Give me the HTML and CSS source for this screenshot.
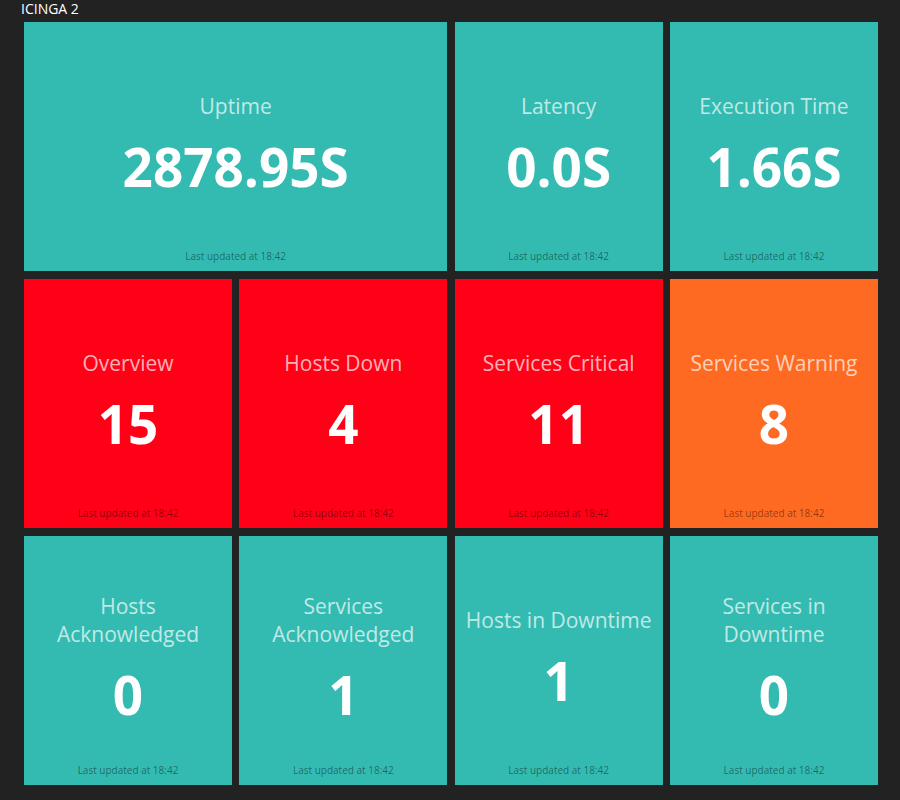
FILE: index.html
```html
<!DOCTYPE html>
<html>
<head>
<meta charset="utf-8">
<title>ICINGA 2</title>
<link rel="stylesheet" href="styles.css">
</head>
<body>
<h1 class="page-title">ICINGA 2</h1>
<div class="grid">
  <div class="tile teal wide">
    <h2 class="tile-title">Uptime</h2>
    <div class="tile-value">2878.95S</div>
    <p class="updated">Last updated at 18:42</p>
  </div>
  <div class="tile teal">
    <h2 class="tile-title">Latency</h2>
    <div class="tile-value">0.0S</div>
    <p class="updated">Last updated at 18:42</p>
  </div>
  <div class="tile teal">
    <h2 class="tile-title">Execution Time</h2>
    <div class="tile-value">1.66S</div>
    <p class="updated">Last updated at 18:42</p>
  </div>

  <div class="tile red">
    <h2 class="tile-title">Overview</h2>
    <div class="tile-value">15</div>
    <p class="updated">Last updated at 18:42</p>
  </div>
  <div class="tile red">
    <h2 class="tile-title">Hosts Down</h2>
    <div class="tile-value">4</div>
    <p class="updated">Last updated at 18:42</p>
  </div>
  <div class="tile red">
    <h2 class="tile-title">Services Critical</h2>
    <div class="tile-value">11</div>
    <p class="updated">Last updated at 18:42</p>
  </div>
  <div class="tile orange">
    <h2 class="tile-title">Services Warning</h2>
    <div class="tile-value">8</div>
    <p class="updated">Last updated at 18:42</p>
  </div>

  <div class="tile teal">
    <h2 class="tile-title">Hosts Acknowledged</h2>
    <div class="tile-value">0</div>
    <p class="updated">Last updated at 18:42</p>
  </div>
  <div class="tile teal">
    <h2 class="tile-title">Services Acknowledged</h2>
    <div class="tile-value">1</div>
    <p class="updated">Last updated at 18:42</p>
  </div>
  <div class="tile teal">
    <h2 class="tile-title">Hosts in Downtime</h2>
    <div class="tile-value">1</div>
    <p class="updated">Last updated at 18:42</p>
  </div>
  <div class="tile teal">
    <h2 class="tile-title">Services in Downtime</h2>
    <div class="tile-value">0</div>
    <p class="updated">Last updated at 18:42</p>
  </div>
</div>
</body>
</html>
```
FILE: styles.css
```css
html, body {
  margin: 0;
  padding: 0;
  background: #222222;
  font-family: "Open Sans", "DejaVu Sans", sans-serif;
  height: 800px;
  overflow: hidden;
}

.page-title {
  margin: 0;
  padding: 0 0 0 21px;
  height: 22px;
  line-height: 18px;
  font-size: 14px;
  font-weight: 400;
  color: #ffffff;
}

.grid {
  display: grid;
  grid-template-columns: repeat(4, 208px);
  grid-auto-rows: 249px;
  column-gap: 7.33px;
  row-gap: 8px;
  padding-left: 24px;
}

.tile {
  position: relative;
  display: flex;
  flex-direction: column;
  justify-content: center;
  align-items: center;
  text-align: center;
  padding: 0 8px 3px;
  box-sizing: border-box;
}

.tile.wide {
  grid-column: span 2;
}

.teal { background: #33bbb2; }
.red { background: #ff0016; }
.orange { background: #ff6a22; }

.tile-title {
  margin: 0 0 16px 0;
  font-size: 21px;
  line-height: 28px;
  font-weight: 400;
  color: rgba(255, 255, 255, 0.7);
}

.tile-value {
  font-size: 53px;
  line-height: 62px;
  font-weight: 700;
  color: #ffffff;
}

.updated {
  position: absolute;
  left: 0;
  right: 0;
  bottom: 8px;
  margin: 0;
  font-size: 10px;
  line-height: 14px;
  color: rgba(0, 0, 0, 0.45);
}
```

**SET TASK**
Exclude the pictures, and transcribe all of the material exactly.

**EXPECTED ANSWER**
Give me the HTML and CSS source for this screenshot.
FILE: index.html
```html
<!DOCTYPE html>
<html>
<head>
<meta charset="utf-8">
<title>ICINGA 2</title>
<link rel="stylesheet" href="styles.css">
</head>
<body>
<h1 class="page-title">ICINGA 2</h1>
<div class="grid">
  <div class="tile teal wide">
    <h2 class="tile-title">Uptime</h2>
    <div class="tile-value">2878.95S</div>
    <p class="updated">Last updated at 18:42</p>
  </div>
  <div class="tile teal">
    <h2 class="tile-title">Latency</h2>
    <div class="tile-value">0.0S</div>
    <p class="updated">Last updated at 18:42</p>
  </div>
  <div class="tile teal">
    <h2 class="tile-title">Execution Time</h2>
    <div class="tile-value">1.66S</div>
    <p class="updated">Last updated at 18:42</p>
  </div>

  <div class="tile red">
    <h2 class="tile-title">Overview</h2>
    <div class="tile-value">15</div>
    <p class="updated">Last updated at 18:42</p>
  </div>
  <div class="tile red">
    <h2 class="tile-title">Hosts Down</h2>
    <div class="tile-value">4</div>
    <p class="updated">Last updated at 18:42</p>
  </div>
  <div class="tile red">
    <h2 class="tile-title">Services Critical</h2>
    <div class="tile-value">11</div>
    <p class="updated">Last updated at 18:42</p>
  </div>
  <div class="tile orange">
    <h2 class="tile-title">Services Warning</h2>
    <div class="tile-value">8</div>
    <p class="updated">Last updated at 18:42</p>
  </div>

  <div class="tile teal">
    <h2 class="tile-title">Hosts Acknowledged</h2>
    <div class="tile-value">0</div>
    <p class="updated">Last updated at 18:42</p>
  </div>
  <div class="tile teal">
    <h2 class="tile-title">Services Acknowledged</h2>
    <div class="tile-value">1</div>
    <p class="updated">Last updated at 18:42</p>
  </div>
  <div class="tile teal">
    <h2 class="tile-title">Hosts in Downtime</h2>
    <div class="tile-value">1</div>
    <p class="updated">Last updated at 18:42</p>
  </div>
  <div class="tile teal">
    <h2 class="tile-title">Services in Downtime</h2>
    <div class="tile-value">0</div>
    <p class="updated">Last updated at 18:42</p>
  </div>
</div>
</body>
</html>
```
FILE: styles.css
```css
html, body {
  margin: 0;
  padding: 0;
  background: #222222;
  font-family: "Open Sans", "DejaVu Sans", sans-serif;
  height: 800px;
  overflow: hidden;
}

.page-title {
  margin: 0;
  padding: 0 0 0 21px;
  height: 22px;
  line-height: 18px;
  font-size: 14px;
  font-weight: 400;
  color: #ffffff;
}

.grid {
  display: grid;
  grid-template-columns: repeat(4, 208px);
  grid-auto-rows: 249px;
  column-gap: 7.33px;
  row-gap: 8px;
  padding-left: 24px;
}

.tile {
  position: relative;
  display: flex;
  flex-direction: column;
  justify-content: center;
  align-items: center;
  text-align: center;
  padding: 0 8px 3px;
  box-sizing: border-box;
}

.tile.wide {
  grid-column: span 2;
}

.teal { background: #33bbb2; }
.red { background: #ff0016; }
.orange { background: #ff6a22; }

.tile-title {
  margin: 0 0 16px 0;
  font-size: 21px;
  line-height: 28px;
  font-weight: 400;
  color: rgba(255, 255, 255, 0.7);
}

.tile-value {
  font-size: 53px;
  line-height: 62px;
  font-weight: 700;
  color: #ffffff;
}

.updated {
  position: absolute;
  left: 0;
  right: 0;
  bottom: 8px;
  margin: 0;
  font-size: 10px;
  line-height: 14px;
  color: rgba(0, 0, 0, 0.45);
}
```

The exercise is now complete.